Que la Virgen interceda por nosotros y nos sostenga en el camino.



Después del Ángelus

¡Queridos hermanos y hermanas!

Os saludo a todos vosotros, romanos y peregrinos de tantos países, en particular a los fieles llegados de Madrid y de Split.

Saludo a los grupos parroquiales de Padua, Caerano San Marco, Bagolino, Formia y Sant’Ireneo de Roma.

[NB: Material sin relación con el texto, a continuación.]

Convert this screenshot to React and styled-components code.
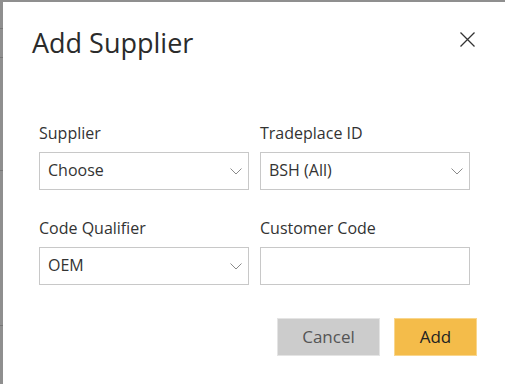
import React from "react";
import styled, { createGlobalStyle } from "styled-components";

const GlobalStyle = createGlobalStyle`
  html, body { margin: 0; padding: 0; }
  body {
    background: #8f8f8f;
    font-family: "Open Sans", "Noto Sans", Arial, sans-serif;
    overflow: hidden;
  }
`;

const Backdrop = styled.div`
  min-height: 384px;
  box-sizing: border-box;
  padding: 2px 0 0 3px;
  background-color: #8f8f8f;
  background-image:
    linear-gradient(#777 0 0),
    linear-gradient(#777 0 0),
    linear-gradient(#777 0 0),
    linear-gradient(#777 0 0);
  background-repeat: no-repeat;
  background-size: 3px 1px;
  background-position: 0 28px, 0 57px, 0 170px, 0 325px;
`;

const Modal = styled.div`
  background: #ffffff;
  min-height: 382px;
  box-sizing: border-box;
  display: flex;
  flex-direction: column;
`;

const Header = styled.div`
  display: flex;
  align-items: flex-start;
  justify-content: space-between;
  padding: 22px 30px 0 29px;
`;

const Title = styled.h2`
  margin: 0;
  font-size: 27px;
  line-height: 37px;
  font-weight: 400;
  color: #2b2b2b;
`;

const CloseButton = styled.button`
  margin-top: 8px;
  width: 15px;
  height: 15px;
  padding: 0;
  border: none;
  background: transparent;
  cursor: pointer;
  display: flex;
  svg { display: block; }
`;

const Form = styled.div`
  display: grid;
  grid-template-columns: 210px 210px;
  column-gap: 11px;
  row-gap: 27px;
  padding: 61px 0 0 36px;
`;

const Field = styled.div`
  display: flex;
  flex-direction: column;
  gap: 8px;
`;

const Label = styled.label`
  font-size: 16px;
  line-height: 22px;
  color: #333333;
`;

const Box = styled.div`
  height: 38px;
  box-sizing: border-box;
  border: 1px solid #c8c8c8;
  background: #fff;
  display: flex;
  align-items: center;
  justify-content: space-between;
  padding: 0 6px 3px 8px;
  font-size: 16px;
  color: #333333;
`;

const Chevron = styled.svg`
  width: 12px;
  height: 7px;
  margin-top: 3px;
  flex-shrink: 0;
`;

const Footer = styled.div`
  display: flex;
  justify-content: flex-end;
  gap: 14px;
  padding: 33px 28px 0 0;
`;

const Button = styled.button`
  height: 38px;
  width: ${(p) => p.$w}px;
  box-sizing: border-box;
  border: 1px solid ${(p) => (p.$primary ? "#f9d68d" : "#e4e4e4")};
  background: ${(p) => (p.$primary ? "#f4bc4a" : "#cccccc")};
  color: ${(p) => (p.$primary ? "#222222" : "#555555")};
  font-family: inherit;
  font-size: 17px;
  padding: 0 0 2px;
  cursor: pointer;
`;

const Select = ({ value }) => (
  <Box>
    <span>{value}</span>
    <Chevron viewBox="0 0 12 7">
      <path d="M0.5 0.5 L6 6 L11.5 0.5" fill="none" stroke="#8a8a8a" strokeWidth="1" />
    </Chevron>
  </Box>
);

export default function App() {
  return (
    <>
      <GlobalStyle />
      <Backdrop>
        <Modal>
          <Header>
            <Title>Add Supplier</Title>
            <CloseButton aria-label="Close">
              <svg width="15" height="15" viewBox="0 0 15 15">
                <path d="M0.5 0.5 L14.5 14.5 M14.5 0.5 L0.5 14.5" stroke="#333" strokeWidth="1.3" fill="none" />
              </svg>
            </CloseButton>
          </Header>
          <Form>
            <Field>
              <Label>Supplier</Label>
              <Select value="Choose" />
            </Field>
            <Field>
              <Label>Tradeplace ID</Label>
              <Select value="BSH (All)" />
            </Field>
            <Field>
              <Label>Code Qualifier</Label>
              <Select value="OEM" />
            </Field>
            <Field>
              <Label>Customer Code</Label>
              <Box />
            </Field>
          </Form>
          <Footer>
            <Button $w={103}>Cancel</Button>
            <Button $w={83} $primary>Add</Button>
          </Footer>
        </Modal>
      </Backdrop>
    </>
  );
}
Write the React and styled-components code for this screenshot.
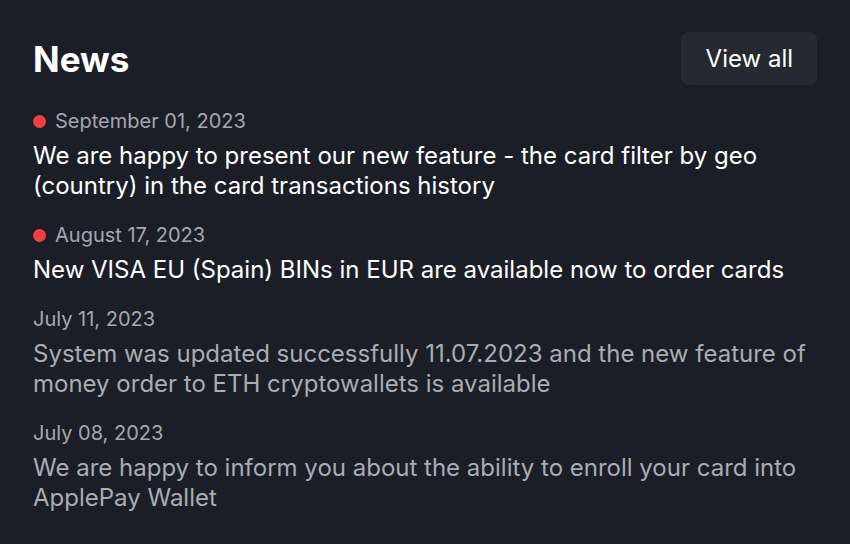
import React from 'react'
import styled, { createGlobalStyle } from 'styled-components'

const GlobalStyle = createGlobalStyle`
    html, body {
        margin: 0;
        padding: 0;
        background: #1c1e27;
    }
    body {
        font-family: Inter, "Noto Sans", sans-serif;
        -webkit-font-smoothing: antialiased;
    }
`

const Panel = styled.div`
    width: 850px;
    height: 544px;
    box-sizing: border-box;
    padding: 32px 33px 0 33px;
    background: #1c1e27;
    overflow: hidden;
`

const Header = styled.div`
    display: flex;
    align-items: center;
    justify-content: space-between;
    height: 53px;
    margin-bottom: 24px;
`

const Title = styled.h2`
    margin: 0;
    font-size: 35px;
    font-weight: 700;
    color: #ffffff;
`

const ViewAll = styled.button`
    height: 53px;
    padding: 0 24px 0 25px;
    border: none;
    border-radius: 8px;
    background: #262932;
    color: #ffffff;
    font-family: inherit;
    font-size: 24px;
    cursor: pointer;
`

const List = styled.div`
    display: flex;
    flex-direction: column;
    gap: 22px;
`

const Item = styled.div`
    display: flex;
    flex-direction: column;
    gap: 8px;
`

const DateRow = styled.div`
    display: flex;
    align-items: center;
    gap: 9px;
    height: 24px;
    font-size: 20px;
    color: #a4a7af;
`

const Dot = styled.span`
    width: 13px;
    height: 13px;
    border-radius: 50%;
    background: #f43f3f;
`

const Text = styled.div`
    font-size: 24px;
    line-height: 30px;
    color: ${p => (p.$unread ? '#ffffff' : '#a9acb4')};
`

const news = [
    {
        date: 'September 01, 2023',
        unread: true,
        text: 'We are happy to present our new feature - the card filter by geo (country) in the card transactions history',
    },
    {
        date: 'August 17, 2023',
        unread: true,
        text: 'New VISA EU (Spain) BINs in EUR are available now to order cards',
    },
    {
        date: 'July 11, 2023',
        unread: false,
        text: 'System was updated successfully 11.07.2023 and the new feature of money order to ETH cryptowallets is available',
    },
    {
        date: 'July 08, 2023',
        unread: false,
        text: 'We are happy to inform you about the ability to enroll your card into ApplePay Wallet',
    },
]

const App = () => {
    return (
        <Panel>
            <GlobalStyle />
            <Header>
                <Title>News</Title>
                <ViewAll>View all</ViewAll>
            </Header>
            <List>
                {news.map(n => (
                    <Item key={n.date}>
                        <DateRow>
                            {n.unread && <Dot />}
                            {n.date}
                        </DateRow>
                        <Text $unread={n.unread}>{n.text}</Text>
                    </Item>
                ))}
            </List>
        </Panel>
    )
}

export default App
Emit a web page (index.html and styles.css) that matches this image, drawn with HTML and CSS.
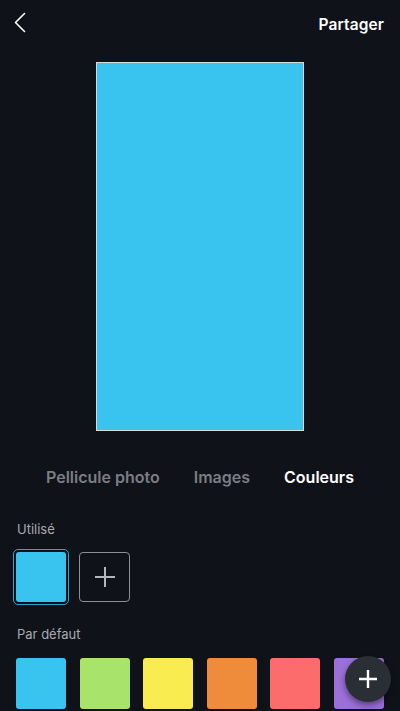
FILE: index.html
```html
<!DOCTYPE html>
<html lang="fr">
<head>
<meta charset="utf-8">
<link rel="stylesheet" href="styles.css">
</head>
<body>
<div class="app">
  <header class="topbar">
    <svg class="back" width="12" height="22" viewBox="0 0 12 22"><path d="M10.5 1.5 L1.5 10.5 L10.5 19.5" fill="none" stroke="#fff" stroke-width="1.6" stroke-linecap="round" stroke-linejoin="round"/></svg>
    <span class="share">Partager</span>
  </header>
  <div class="stage">
    <div class="canvas"></div>
  </div>
  <nav class="tabs">
    <span class="tab">Pellicule photo</span>
    <span class="tab">Images</span>
    <span class="tab active">Couleurs</span>
  </nav>
  <div class="label used-label">Utilisé</div>
  <div class="used-row">
    <div class="selected"><div class="swatch sw-blue"></div></div>
    <div class="add">
      <svg width="22" height="22" viewBox="0 0 22 22"><path d="M11 1 V21 M1 11 H21" stroke="#b4b6ba" stroke-width="2"/></svg>
    </div>
  </div>
  <div class="label default-label">Par défaut</div>
  <div class="default-row">
    <div class="swatch sw-blue"></div>
    <div class="swatch sw-green"></div>
    <div class="swatch sw-yellow"></div>
    <div class="swatch sw-orange"></div>
    <div class="swatch sw-red"></div>
    <div class="swatch sw-purple"></div>
  </div>
  <button class="fab">
    <svg width="20" height="20" viewBox="0 0 20 20"><path d="M10 1 V19 M1 10 H19" stroke="#fff" stroke-width="2.4"/></svg>
  </button>
</div>
</body>
</html>
```
FILE: styles.css
```css
html, body {
  margin: 0;
  padding: 0;
  background: #0f1218;
  height: 711px;
  overflow: hidden;
}
.app {
  position: relative;
  width: 400px;
  height: 711px;
  font-family: Inter, "Noto Sans", sans-serif;
  color: #fff;
}
.topbar {
  height: 48px;
  display: flex;
  align-items: center;
  justify-content: space-between;
  padding: 0 16px 0 14px;
}
.back {
  display: block;
  margin-top: -2px;
}
.share {
  font-size: 15.5px;
  font-weight: 600;
  letter-spacing: 0.1px;
}
.stage {
  display: flex;
  justify-content: center;
  margin-top: 14px;
}
.canvas {
  width: 206px;
  height: 367px;
  background: #38c4ee;
  border: 1px solid #d6dadd;
}
.tabs {
  display: flex;
  justify-content: center;
  gap: 34px;
  margin-top: 34px;
  height: 24px;
  align-items: center;
  font-size: 16px;
  font-weight: 600;
}
.tab {
  color: #7b7e84;
}
.tab.active {
  color: #fff;
}
.label {
  font-size: 13px;
  color: #a9abb0;
  padding-left: 17px;
  line-height: 16px;
}
.used-label {
  margin-top: 32px;
}
.used-row {
  display: flex;
  gap: 10px;
  padding-left: 13px;
  margin-top: 12px;
  align-items: center;
}
.selected {
  width: 56px;
  height: 56px;
  box-sizing: border-box;
  border: 1px solid #2aa6cc;
  border-radius: 5px;
  padding: 2px;
}
.selected .swatch {
  width: 50px;
  height: 50px;
}
.add {
  width: 51px;
  height: 50px;
  box-sizing: border-box;
  border: 1px solid #8c8f94;
  border-radius: 4px;
  display: flex;
  align-items: center;
  justify-content: center;
}
.add svg {
  display: block;
}
.swatch {
  width: 50px;
  height: 51px;
  border-radius: 3px;
}
.sw-blue { background: #38c4ee; }
.sw-green { background: #a8e46c; }
.sw-yellow { background: #f8ec50; }
.sw-orange { background: #ee8c3c; }
.sw-red { background: #fc6c6c; }
.sw-purple { background: #9b70d8; }
.default-label {
  margin-top: 21px;
}
.default-row {
  display: flex;
  justify-content: space-between;
  padding: 0 16px;
  margin-top: 16px;
}
.fab {
  position: absolute;
  left: 345px;
  top: 656px;
  width: 46px;
  height: 46px;
  border-radius: 50%;
  border: none;
  padding: 0;
  background: #2a2f36;
  box-shadow: 0 3px 6px rgba(0, 0, 0, 0.45);
  display: flex;
  align-items: center;
  justify-content: center;
}
.fab svg {
  display: block;
}
```
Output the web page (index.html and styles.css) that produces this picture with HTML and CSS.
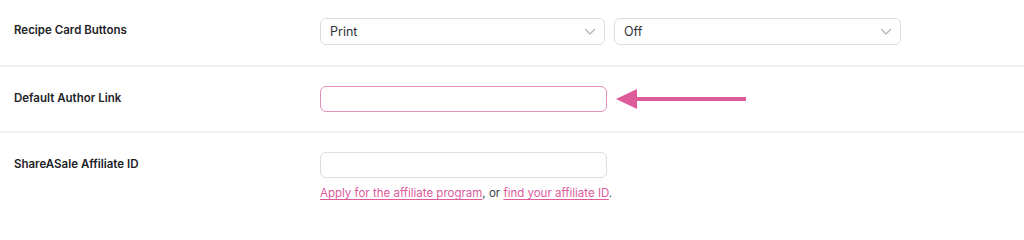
FILE: index.html
```html
<!DOCTYPE html>
<html>
<head>
<meta charset="utf-8">
<link rel="stylesheet" href="styles.css">
</head>
<body>
<div class="settings">
  <div class="row">
    <div class="label">Recipe Card Buttons</div>
    <div class="field">
      <div class="selects">
        <div class="select"><span>Print</span><svg class="chev" width="12" height="8" viewBox="0 0 12 8"><path d="M1.5 1.5 L6 6 L10.5 1.5" fill="none" stroke="#b4b6bc" stroke-width="1.4" stroke-linecap="round" stroke-linejoin="round"/></svg></div>
        <div class="select wide"><span>Off</span><svg class="chev" width="12" height="8" viewBox="0 0 12 8"><path d="M1.5 1.5 L6 6 L10.5 1.5" fill="none" stroke="#b4b6bc" stroke-width="1.4" stroke-linecap="round" stroke-linejoin="round"/></svg></div>
      </div>
    </div>
  </div>
  <div class="row">
    <div class="label">Default Author Link</div>
    <div class="field with-arrow">
      <div class="input highlight"></div>
      <svg class="arrow" width="132" height="22" viewBox="0 0 132 22"><polygon points="0,11 21,1 21,9 130,9 130,13 21,13 21,21" fill="#dd5a9b"/></svg>
    </div>
  </div>
  <div class="row last">
    <div class="label">ShareASale Affiliate ID</div>
    <div class="field">
      <div class="input"></div>
      <p class="desc"><a href="#">Apply for the affiliate program</a>, or <a href="#">find your affiliate ID</a>.</p>
    </div>
  </div>
</div>
</body>
</html>
```
FILE: styles.css
```css
* { box-sizing: border-box; }
html, body { margin: 0; padding: 0; background: #fff; }
body { font-family: Inter, "Noto Sans", sans-serif; color: #1d2327; width: 1024px; height: 226px; overflow: hidden; }
.settings { display: flex; flex-direction: column; }
.row { display: grid; grid-template-columns: 320px 1fr; padding: 19px 0; border-bottom: 2px solid #f0f0f2; }
.row:first-child { padding-top: 18px; padding-bottom: 20px; }
.row.last { border-bottom: none; }
.label { padding-left: 14px; font-size: 11.5px; font-weight: 600; line-height: 24px; color: #1d2327; }
.field { display: flex; flex-direction: column; }
.selects { display: flex; gap: 9px; }
.select { width: 285px; height: 27px; border: 1px solid #dcdce2; border-radius: 6px; display: flex; align-items: center; justify-content: space-between; padding: 0 8px 0 9px; font-size: 12.5px; color: #2c3338; }
.select.wide { width: 287px; }
.input { width: 287px; height: 26px; border: 1px solid #dcdce2; border-radius: 6px; }
.input.highlight { border-color: #e48fba; }
.with-arrow { flex-direction: row; align-items: center; gap: 9px; }
.arrow { display: block; }
.desc { margin: 7px 0 0; font-size: 11.5px; line-height: 16px; color: #3c434a; }
.desc a { color: #dd5a9b; text-decoration: underline; text-underline-offset: 2px; }
```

El viernes próximo, 17 de marzo, y el sábado 18 se renovará en toda la Iglesia la iniciativa “24 horas para el Señor”: un tiempo dedicado a la oración de adoración y al sacramento de la Reconciliación. En la tarde del viernes iré a una parroquia romana para la celebración penitencial. Hace un año, en este contexto, llevamos a cabo el solemne Acto de Consagración al Corazón Inmaculado de María, invocando el don de la paz. Que nuestro ruego no decaiga, que no vacile nuestra esperanza. El Señor escucha siempre las súplicas que su pueblo le dirige por la intercesión de la Virgen Madre. Permanezcamos unidos en la fe y en la solidaridad con nuestros hermanos que sufren a causa de la guerra; sobre todo no olvidemos al martirizado pueblo ucraniano.

Os deseo a todos un feliz domingo. Por favor, no os olvidéis de rezar por mí. ¡Buen almuerzo y hasta pronto!